El cine argentino define sus territorios. Está el cine de autor –el de Lucrecia Martel, el de Lisandro Alonso, el de Mariano Llinás, el de Matías Piñeiro, y así sucesivamente–, el cine de género, el indie, y entre todos ellos, distinto de todos ellos y a su vez con zonas de contagio con todos ellos, hay un cine en el que las relaciones humanas o familiares no se tratan desde el lado de la psicología, ni la autoayuda, ni la identificación fácil. Películas como La tercera orilla, de Celina Murga (2014), La luz incidente, de Ariel Rotter (2016), Pinamar, de Federico Godfrid (2017) o la recién estrenada No te olvides de mí, de Fernanda Ramondo, son ejemplos de esa clase de películas. Ópera prima de la egresada de la FUC Natalia Garagiola, que viene de ganar el Premio del Público en La Semana de la Crítica del Festival de Venecia, Temporada de caza se puede adscribir a esta “cuarta vía”, si quiere llamársela así. Con el debutante Lautaro Bettoni entre dos ciudades, dos mundos, dos padres y dos modelos de masculinidad, se trata de un clásico relato de iniciación, siempre y cuando se considere relato clásico uno en el que la linealidad y la peripecia tienden a difuminarse. Tal vez convenga hablar, entonces, de fragmentos de un relato de iniciación.

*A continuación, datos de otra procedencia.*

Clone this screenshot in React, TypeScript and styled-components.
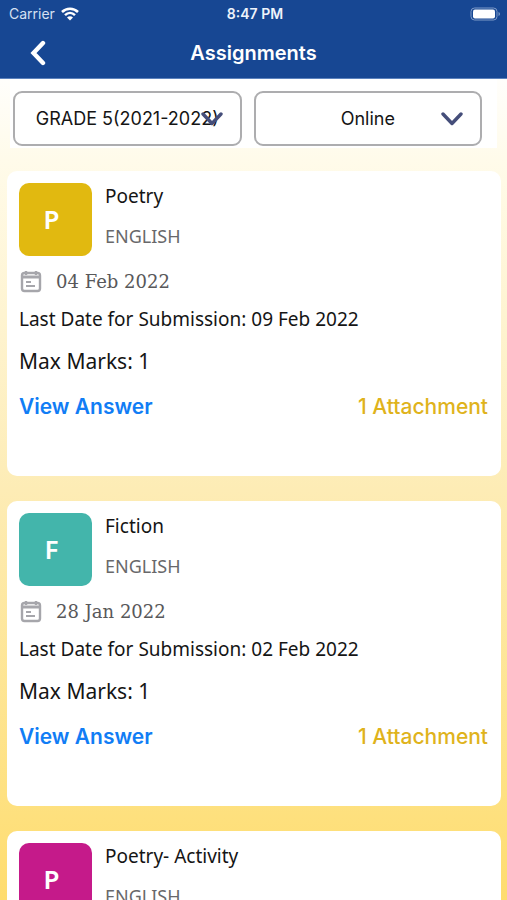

La escena inicial presenta la combinación de dilución dramática y concentración que regirán el resto del film, “tirando” con cámara en mano una serie de planos aparentemente aleatorios sobre jóvenes jugadores de rugby durante un entrenamiento, y toda una serie de planos equivalente sobre unas jugadoras de hockey que entrenan en el campo contiguo. De pronto, un desorden. Algunas chicas empiezan a correr, la entrenadora también, la cámara la sigue y se acerca junto con ella a los muchachos, metiéndose en medio del barullo e individualizando una pelea entre dos, a los que sus compañeros incitan. Los separan. Un par de escenas más adelante, uno de los chicos que peleaba, Nahuel (Bettoni), cena con su padre (Boy Olmi). El padre no tiene una actitud de reproche sino de protección, cuando Nahuel se levanta de la mesa el padre llora, Nahuel prepara un bolso y a la mañana siguiente está en medio de la nieve, donde un hombre (Germán Palacios) llega a buscarlo en su camioneta con tres horas de atraso, para bronca de Nahuel.
Si el papá de Nahuel lucía frágil y comprensivo, este otro papá del sur, la nieve y el frío, llamado Ernesto, es la dureza misma. Llega tarde y no pide perdón. Su habla se limita a unos pocos monosílabos, generalmente instrucciones relacionadas con actividades o cosas prácticas. El hombre es instructor de caza, y enseña que la clave para poder atrapar una presa reside en el control. Su boca apretada, su permanente estado de tensión, sus escasas sonrisas revelan que en la vida diaria él es su propia presa. “No es mi padre”, dice Nahuel en un par de ocasiones, y como hasta muy avanzado el metraje puede intuirse el rol del hombre que dejó allá en la ciudad, pero no darse por seguro, queda flotando cierto margen de duda con respecto a la verdadera relación que hay entre él y Ernesto. La de las filiaciones no es la única información que la realizadora escamotea. A la madre no se la vio en esas escenas iniciales, de ella no se habla. ¿Pero por qué motivo Nahuel fue a parar allí al sur, con un hombre al que no reconoce como padre y en un lugar en el que decididamente no quiere estar? (La entrevista con el rector del colegio es para matarlo, al punto que cuando Ernesto lo baja de la camioneta uno no puede menos que darle la razón).
Nahuel se empieza a sentir un poco más cómodo cuando se hace amigo de la barrita de pibes del lugar, que son bastante duros y de quienes para ganarse su confianza el porteño deberá ponerse más duro. Esos chicos duros le permiten a Garagiola extender el conflicto de Nahuel con Ernesto a una cuestión generacional. “Tu padre es un cagón y mi padre es un boludo”, le dice la chica a la que Nahuel le echó el ojo (Rita Pauls, vista en televisión en Historia de un clan). Garagiola no fuerza una puesta en escena de hierro: así como en la secuencia inicial usa una nerviosa cámara en mano y vuelve a hacerlo en las escenas del grupo de chicos o en las que conllevan movimiento, en las de quietud la cámara se mantiene fija a su trípode, moviéndose eventualmente en cortos movimientos laterales. Como en Nieve negra y La cordillera, en Temporada de caza la nieve reaparece a pleno en el cine argentino de este año, comunicando en este caso el estado de una relación que quedó congelada una década atrás, cuando un hombre abandonó su casa en la ciudad y partió al sur.